> Challenge: In the material below, please retype the lines from the very first through the one with "45,35 65,28 75,30", exactly and without pictures.

> Supplied material:
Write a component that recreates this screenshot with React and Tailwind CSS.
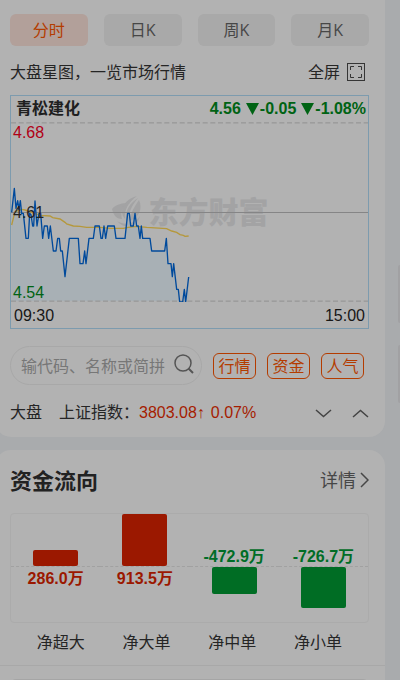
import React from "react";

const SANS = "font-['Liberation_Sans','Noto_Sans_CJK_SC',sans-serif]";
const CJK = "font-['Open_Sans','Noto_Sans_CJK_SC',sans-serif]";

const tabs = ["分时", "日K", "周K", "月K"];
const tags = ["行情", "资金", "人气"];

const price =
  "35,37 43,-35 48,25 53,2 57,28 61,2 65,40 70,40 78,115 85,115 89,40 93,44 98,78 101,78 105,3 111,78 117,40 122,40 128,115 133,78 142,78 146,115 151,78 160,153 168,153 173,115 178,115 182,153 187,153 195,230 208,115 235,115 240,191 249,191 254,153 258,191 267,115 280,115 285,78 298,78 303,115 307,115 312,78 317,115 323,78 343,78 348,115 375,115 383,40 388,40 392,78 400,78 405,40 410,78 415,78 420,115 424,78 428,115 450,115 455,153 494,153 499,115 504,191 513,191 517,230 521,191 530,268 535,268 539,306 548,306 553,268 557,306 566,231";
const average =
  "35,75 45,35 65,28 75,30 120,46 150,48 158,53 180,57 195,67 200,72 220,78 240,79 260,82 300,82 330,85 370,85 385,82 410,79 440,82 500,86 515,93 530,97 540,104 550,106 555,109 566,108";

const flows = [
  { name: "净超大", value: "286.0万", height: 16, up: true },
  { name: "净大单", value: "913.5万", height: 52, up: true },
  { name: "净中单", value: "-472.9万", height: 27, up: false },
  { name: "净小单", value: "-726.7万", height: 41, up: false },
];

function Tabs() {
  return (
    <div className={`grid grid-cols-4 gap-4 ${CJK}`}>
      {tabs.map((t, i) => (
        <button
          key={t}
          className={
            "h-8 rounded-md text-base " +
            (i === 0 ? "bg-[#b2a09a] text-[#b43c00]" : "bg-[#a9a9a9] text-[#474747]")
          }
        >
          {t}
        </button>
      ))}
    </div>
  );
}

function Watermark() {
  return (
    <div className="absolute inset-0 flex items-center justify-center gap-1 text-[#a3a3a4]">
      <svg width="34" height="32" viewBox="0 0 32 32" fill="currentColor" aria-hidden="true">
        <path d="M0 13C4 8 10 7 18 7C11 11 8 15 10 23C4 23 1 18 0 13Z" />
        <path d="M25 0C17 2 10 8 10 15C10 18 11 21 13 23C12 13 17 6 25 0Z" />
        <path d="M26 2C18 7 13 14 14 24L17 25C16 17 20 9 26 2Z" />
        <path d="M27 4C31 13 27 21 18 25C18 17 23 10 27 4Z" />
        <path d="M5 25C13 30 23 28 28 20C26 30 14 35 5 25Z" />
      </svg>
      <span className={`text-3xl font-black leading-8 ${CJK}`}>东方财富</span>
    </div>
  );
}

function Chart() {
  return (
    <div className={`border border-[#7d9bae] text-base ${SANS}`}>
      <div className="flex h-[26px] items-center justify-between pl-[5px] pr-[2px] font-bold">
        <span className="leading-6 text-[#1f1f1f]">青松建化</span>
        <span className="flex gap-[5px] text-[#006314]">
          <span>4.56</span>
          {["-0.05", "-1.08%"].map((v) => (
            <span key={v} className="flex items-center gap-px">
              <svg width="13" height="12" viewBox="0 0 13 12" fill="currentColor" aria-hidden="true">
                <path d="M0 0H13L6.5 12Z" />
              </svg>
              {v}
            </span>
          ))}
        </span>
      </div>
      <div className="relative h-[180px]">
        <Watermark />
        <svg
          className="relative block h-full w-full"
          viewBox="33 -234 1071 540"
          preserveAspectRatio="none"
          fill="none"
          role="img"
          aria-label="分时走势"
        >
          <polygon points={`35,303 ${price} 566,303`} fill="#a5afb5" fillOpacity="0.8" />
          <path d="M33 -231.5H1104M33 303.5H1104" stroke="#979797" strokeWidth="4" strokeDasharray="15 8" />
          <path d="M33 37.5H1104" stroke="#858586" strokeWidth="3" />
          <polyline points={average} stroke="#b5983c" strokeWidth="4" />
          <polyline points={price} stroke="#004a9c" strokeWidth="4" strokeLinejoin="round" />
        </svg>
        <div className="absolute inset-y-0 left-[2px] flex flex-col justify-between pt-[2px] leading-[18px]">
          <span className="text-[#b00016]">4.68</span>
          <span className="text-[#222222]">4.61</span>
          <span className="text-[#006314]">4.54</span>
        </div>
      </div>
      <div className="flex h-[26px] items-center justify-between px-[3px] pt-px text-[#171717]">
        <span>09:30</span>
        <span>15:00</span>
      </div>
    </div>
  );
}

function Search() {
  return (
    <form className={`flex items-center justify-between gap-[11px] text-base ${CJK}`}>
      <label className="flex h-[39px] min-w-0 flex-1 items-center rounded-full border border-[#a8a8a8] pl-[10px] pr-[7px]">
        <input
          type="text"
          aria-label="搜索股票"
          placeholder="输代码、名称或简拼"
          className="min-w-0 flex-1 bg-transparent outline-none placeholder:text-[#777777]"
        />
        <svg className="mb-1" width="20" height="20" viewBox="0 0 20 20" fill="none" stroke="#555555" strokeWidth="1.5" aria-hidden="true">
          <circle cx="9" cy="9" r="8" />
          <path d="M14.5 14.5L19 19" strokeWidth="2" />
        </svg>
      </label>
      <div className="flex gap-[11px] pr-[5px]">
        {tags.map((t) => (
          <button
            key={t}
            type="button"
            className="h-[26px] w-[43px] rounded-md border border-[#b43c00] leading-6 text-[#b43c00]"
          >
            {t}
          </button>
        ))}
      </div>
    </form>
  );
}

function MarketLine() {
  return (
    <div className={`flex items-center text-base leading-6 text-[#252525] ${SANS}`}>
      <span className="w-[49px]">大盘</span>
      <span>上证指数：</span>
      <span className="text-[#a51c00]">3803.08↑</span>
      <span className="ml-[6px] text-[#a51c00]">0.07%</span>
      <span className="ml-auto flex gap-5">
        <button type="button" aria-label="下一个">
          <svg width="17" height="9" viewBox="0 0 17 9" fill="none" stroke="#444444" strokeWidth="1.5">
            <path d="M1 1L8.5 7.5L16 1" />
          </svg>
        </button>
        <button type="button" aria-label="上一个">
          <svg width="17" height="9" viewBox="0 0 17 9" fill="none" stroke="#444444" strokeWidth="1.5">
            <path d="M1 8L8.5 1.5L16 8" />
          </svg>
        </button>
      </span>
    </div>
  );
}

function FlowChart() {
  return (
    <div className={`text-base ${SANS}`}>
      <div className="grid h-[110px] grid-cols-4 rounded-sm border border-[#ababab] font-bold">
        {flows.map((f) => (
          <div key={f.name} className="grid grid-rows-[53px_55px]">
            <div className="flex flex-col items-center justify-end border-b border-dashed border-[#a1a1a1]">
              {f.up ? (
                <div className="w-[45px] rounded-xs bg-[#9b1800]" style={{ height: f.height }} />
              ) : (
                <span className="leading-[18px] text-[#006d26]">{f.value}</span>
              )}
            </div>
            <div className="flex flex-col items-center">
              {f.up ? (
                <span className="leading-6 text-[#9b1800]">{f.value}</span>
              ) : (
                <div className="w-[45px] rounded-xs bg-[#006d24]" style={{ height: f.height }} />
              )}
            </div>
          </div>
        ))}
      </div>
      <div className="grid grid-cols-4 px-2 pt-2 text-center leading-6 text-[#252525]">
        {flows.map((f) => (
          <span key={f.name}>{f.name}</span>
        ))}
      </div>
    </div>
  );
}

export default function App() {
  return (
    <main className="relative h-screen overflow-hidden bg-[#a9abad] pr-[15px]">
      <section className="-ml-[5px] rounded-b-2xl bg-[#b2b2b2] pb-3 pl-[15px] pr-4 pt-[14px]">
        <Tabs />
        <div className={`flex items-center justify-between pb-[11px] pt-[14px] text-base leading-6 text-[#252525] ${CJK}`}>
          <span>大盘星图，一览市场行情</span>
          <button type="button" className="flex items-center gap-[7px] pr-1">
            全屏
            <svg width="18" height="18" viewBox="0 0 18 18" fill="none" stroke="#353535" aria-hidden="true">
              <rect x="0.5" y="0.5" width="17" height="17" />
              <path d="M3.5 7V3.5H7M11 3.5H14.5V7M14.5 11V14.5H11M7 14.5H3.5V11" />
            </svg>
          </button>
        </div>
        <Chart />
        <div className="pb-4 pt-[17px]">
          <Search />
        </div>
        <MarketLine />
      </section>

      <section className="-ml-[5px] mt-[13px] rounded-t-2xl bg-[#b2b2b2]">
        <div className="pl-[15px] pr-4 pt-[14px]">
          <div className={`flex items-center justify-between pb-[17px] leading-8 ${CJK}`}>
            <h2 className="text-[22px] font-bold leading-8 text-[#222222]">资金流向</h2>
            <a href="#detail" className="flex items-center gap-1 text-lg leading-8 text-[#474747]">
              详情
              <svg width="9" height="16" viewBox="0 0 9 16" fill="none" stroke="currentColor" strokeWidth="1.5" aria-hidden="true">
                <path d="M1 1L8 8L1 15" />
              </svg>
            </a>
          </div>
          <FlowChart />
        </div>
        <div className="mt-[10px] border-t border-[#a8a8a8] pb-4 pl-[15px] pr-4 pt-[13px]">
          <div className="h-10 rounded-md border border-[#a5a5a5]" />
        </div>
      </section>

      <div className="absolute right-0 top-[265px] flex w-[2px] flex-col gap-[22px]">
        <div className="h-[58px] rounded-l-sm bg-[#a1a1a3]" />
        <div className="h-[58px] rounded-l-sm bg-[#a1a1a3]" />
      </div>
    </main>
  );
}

> Finished task:
Write a component that recreates this screenshot with React and Tailwind CSS.
import React from "react";

const SANS = "font-['Liberation_Sans','Noto_Sans_CJK_SC',sans-serif]";
const CJK = "font-['Open_Sans','Noto_Sans_CJK_SC',sans-serif]";

const tabs = ["分时", "日K", "周K", "月K"];
const tags = ["行情", "资金", "人气"];

const price =
  "35,37 43,-35 48,25 53,2 57,28 61,2 65,40 70,40 78,115 85,115 89,40 93,44 98,78 101,78 105,3 111,78 117,40 122,40 128,115 133,78 142,78 146,115 151,78 160,153 168,153 173,115 178,115 182,153 187,153 195,230 208,115 235,115 240,191 249,191 254,153 258,191 267,115 280,115 285,78 298,78 303,115 307,115 312,78 317,115 323,78 343,78 348,115 375,115 383,40 388,40 392,78 400,78 405,40 410,78 415,78 420,115 424,78 428,115 450,115 455,153 494,153 499,115 504,191 513,191 517,230 521,191 530,268 535,268 539,306 548,306 553,268 557,306 566,231";
const average =
  "35,75 45,35 65,28 75,30 120,46 150,48 158,53 180,57 195,67 200,72 220,78 240,79 260,82 300,82 330,85 370,85 385,82 410,79 440,82 500,86 515,93 530,97 540,104 550,106 555,109 566,108";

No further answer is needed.